> **WHAT TO PRODUCE**: Repeat the listing exactly as given, omitting every image.

○ ○ ○ ○ ○ ○ ○

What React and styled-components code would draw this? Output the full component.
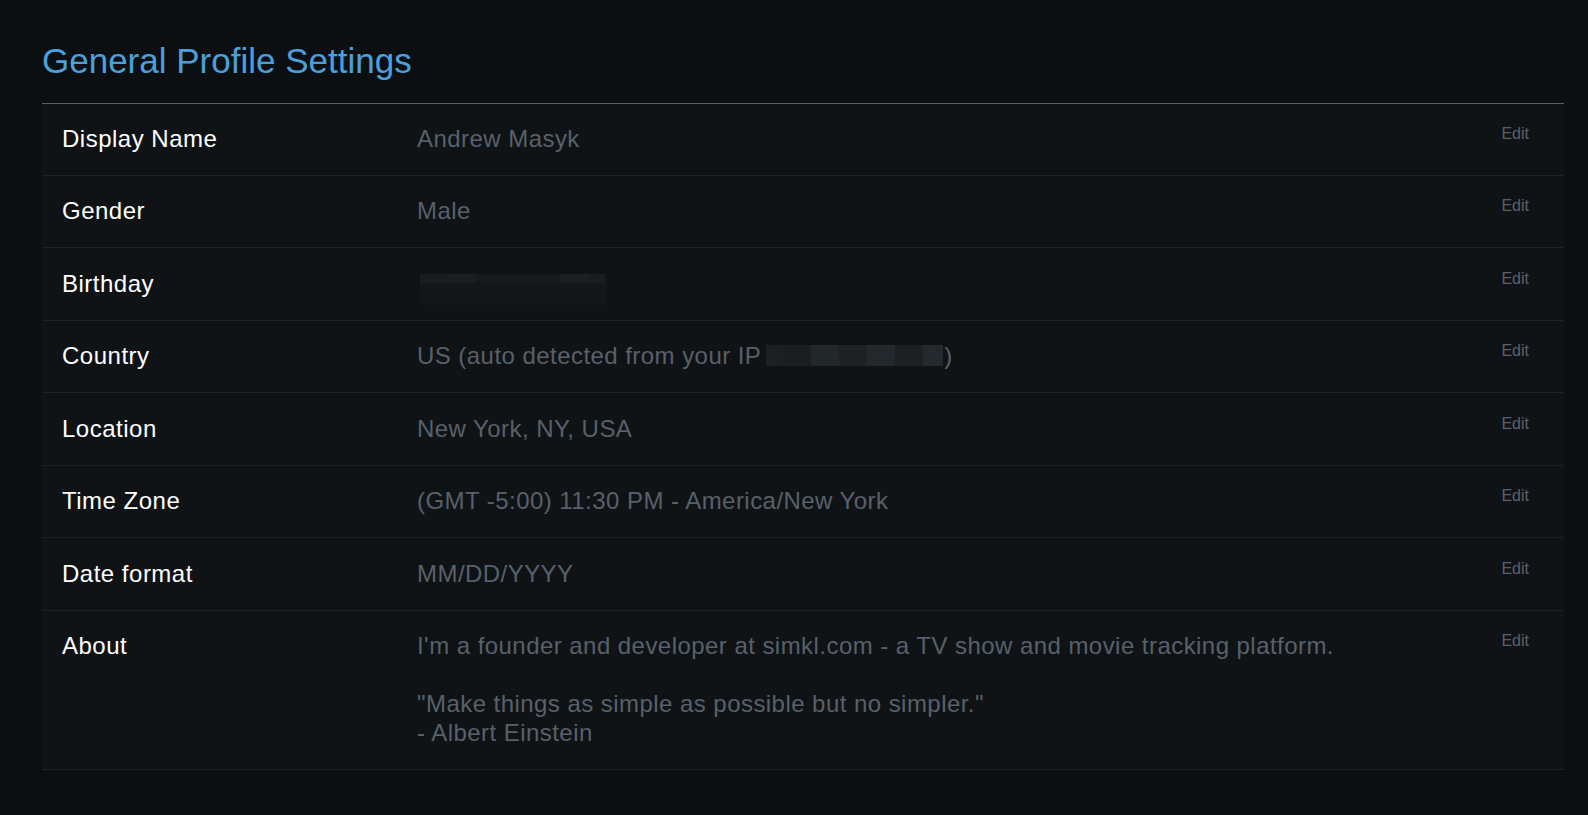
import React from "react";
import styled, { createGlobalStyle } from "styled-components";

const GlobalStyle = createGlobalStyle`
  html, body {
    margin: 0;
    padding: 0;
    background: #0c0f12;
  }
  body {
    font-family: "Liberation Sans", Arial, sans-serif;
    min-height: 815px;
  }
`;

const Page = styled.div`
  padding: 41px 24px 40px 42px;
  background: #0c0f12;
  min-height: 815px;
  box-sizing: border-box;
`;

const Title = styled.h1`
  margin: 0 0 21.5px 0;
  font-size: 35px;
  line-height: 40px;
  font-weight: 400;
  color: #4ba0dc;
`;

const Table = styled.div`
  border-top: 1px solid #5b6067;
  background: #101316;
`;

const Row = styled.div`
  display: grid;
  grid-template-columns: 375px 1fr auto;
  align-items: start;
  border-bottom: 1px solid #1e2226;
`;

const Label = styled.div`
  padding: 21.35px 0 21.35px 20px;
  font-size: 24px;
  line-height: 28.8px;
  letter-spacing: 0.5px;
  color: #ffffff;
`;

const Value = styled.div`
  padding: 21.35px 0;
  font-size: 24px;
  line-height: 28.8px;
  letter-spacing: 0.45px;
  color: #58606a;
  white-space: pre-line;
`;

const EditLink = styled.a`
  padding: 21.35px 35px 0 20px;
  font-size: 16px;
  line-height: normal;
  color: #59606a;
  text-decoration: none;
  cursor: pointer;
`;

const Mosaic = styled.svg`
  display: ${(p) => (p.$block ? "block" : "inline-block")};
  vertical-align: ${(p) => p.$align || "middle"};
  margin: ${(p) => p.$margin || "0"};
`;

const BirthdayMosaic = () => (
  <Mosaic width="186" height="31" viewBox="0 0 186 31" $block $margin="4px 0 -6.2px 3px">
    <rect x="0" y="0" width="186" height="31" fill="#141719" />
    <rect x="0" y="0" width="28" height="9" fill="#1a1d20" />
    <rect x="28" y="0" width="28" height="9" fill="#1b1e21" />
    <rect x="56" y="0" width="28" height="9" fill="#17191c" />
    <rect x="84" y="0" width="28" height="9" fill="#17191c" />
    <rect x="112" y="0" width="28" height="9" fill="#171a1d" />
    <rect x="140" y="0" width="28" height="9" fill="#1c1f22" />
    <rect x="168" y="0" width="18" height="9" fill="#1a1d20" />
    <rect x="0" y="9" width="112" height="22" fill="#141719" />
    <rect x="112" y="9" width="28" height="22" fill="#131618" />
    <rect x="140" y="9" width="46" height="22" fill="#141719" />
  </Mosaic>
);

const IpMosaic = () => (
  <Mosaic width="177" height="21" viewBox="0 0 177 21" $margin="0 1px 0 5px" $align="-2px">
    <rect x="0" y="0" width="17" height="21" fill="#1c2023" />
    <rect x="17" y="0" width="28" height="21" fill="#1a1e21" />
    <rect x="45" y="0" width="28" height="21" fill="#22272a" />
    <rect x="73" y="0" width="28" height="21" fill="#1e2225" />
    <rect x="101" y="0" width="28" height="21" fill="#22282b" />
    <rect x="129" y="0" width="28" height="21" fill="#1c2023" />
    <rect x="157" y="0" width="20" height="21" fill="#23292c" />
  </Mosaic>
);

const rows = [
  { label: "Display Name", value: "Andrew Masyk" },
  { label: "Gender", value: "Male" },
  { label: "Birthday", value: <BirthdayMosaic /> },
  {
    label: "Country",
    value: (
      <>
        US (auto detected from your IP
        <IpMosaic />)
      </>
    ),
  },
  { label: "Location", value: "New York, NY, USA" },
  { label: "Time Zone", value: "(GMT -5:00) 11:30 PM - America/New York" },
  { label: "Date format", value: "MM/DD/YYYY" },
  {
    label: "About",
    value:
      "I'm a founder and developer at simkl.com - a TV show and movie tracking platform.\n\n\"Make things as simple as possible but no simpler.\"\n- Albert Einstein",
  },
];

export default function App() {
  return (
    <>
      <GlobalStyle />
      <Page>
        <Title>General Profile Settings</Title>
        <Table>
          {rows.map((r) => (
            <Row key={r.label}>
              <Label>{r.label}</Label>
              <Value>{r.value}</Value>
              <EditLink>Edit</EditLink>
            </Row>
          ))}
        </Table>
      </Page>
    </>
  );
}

○ ○ ○ ○ ○ ○ ○

> **WRITTEN SOLUTION**:
What React and styled-components code would draw this? Output the full component.
import React from "react";
import styled, { createGlobalStyle } from "styled-components";

const GlobalStyle = createGlobalStyle`
  html, body {
    margin: 0;
    padding: 0;
    background: #0c0f12;
  }
  body {
    font-family: "Liberation Sans", Arial, sans-serif;
    min-height: 815px;
  }
`;

const Page = styled.div`
  padding: 41px 24px 40px 42px;
  background: #0c0f12;
  min-height: 815px;
  box-sizing: border-box;
`;

const Title = styled.h1`
  margin: 0 0 21.5px 0;
  font-size: 35px;
  line-height: 40px;
  font-weight: 400;
  color: #4ba0dc;
`;

const Table = styled.div`
  border-top: 1px solid #5b6067;
  background: #101316;
`;

const Row = styled.div`
  display: grid;
  grid-template-columns: 375px 1fr auto;
  align-items: start;
  border-bottom: 1px solid #1e2226;
`;

const Label = styled.div`
  padding: 21.35px 0 21.35px 20px;
  font-size: 24px;
  line-height: 28.8px;
  letter-spacing: 0.5px;
  color: #ffffff;
`;

const Value = styled.div`
  padding: 21.35px 0;
  font-size: 24px;
  line-height: 28.8px;
  letter-spacing: 0.45px;
  color: #58606a;
  white-space: pre-line;
`;

const EditLink = styled.a`
  padding: 21.35px 35px 0 20px;
  font-size: 16px;
  line-height: normal;
  color: #59606a;
  text-decoration: none;
  cursor: pointer;
`;

const Mosaic = styled.svg`
  display: ${(p) => (p.$block ? "block" : "inline-block")};
  vertical-align: ${(p) => p.$align || "middle"};
  margin: ${(p) => p.$margin || "0"};
`;

const BirthdayMosaic = () => (
  <Mosaic width="186" height="31" viewBox="0 0 186 31" $block $margin="4px 0 -6.2px 3px">
    <rect x="0" y="0" width="186" height="31" fill="#141719" />
    <rect x="0" y="0" width="28" height="9" fill="#1a1d20" />
    <rect x="28" y="0" width="28" height="9" fill="#1b1e21" />
    <rect x="56" y="0" width="28" height="9" fill="#17191c" />
    <rect x="84" y="0" width="28" height="9" fill="#17191c" />
    <rect x="112" y="0" width="28" height="9" fill="#171a1d" />
    <rect x="140" y="0" width="28" height="9" fill="#1c1f22" />
    <rect x="168" y="0" width="18" height="9" fill="#1a1d20" />
    <rect x="0" y="9" width="112" height="22" fill="#141719" />
    <rect x="112" y="9" width="28" height="22" fill="#131618" />
    <rect x="140" y="9" width="46" height="22" fill="#141719" />
  </Mosaic>
);

const IpMosaic = () => (
  <Mosaic width="177" height="21" viewBox="0 0 177 21" $margin="0 1px 0 5px" $align="-2px">
    <rect x="0" y="0" width="17" height="21" fill="#1c2023" />
    <rect x="17" y="0" width="28" height="21" fill="#1a1e21" />
    <rect x="45" y="0" width="28" height="21" fill="#22272a" />
    <rect x="73" y="0" width="28" height="21" fill="#1e2225" />
    <rect x="101" y="0" width="28" height="21" fill="#22282b" />
    <rect x="129" y="0" width="28" height="21" fill="#1c2023" />
    <rect x="157" y="0" width="20" height="21" fill="#23292c" />
  </Mosaic>
);

const rows = [
  { label: "Display Name", value: "Andrew Masyk" },
  { label: "Gender", value: "Male" },
  { label: "Birthday", value: <BirthdayMosaic /> },
  {
    label: "Country",
    value: (
      <>
        US (auto detected from your IP
        <IpMosaic />)
      </>
    ),
  },
  { label: "Location", value: "New York, NY, USA" },
  { label: "Time Zone", value: "(GMT -5:00) 11:30 PM - America/New York" },
  { label: "Date format", value: "MM/DD/YYYY" },
  {
    label: "About",
    value:
      "I'm a founder and developer at simkl.com - a TV show and movie tracking platform.\n\n\"Make things as simple as possible but no simpler.\"\n- Albert Einstein",
  },
];

export default function App() {
  return (
    <>
      <GlobalStyle />
      <Page>
        <Title>General Profile Settings</Title>
        <Table>
          {rows.map((r) => (
            <Row key={r.label}>
              <Label>{r.label}</Label>
              <Value>{r.value}</Value>
              <EditLink>Edit</EditLink>
            </Row>
          ))}
        </Table>
      </Page>
    </>
  );
}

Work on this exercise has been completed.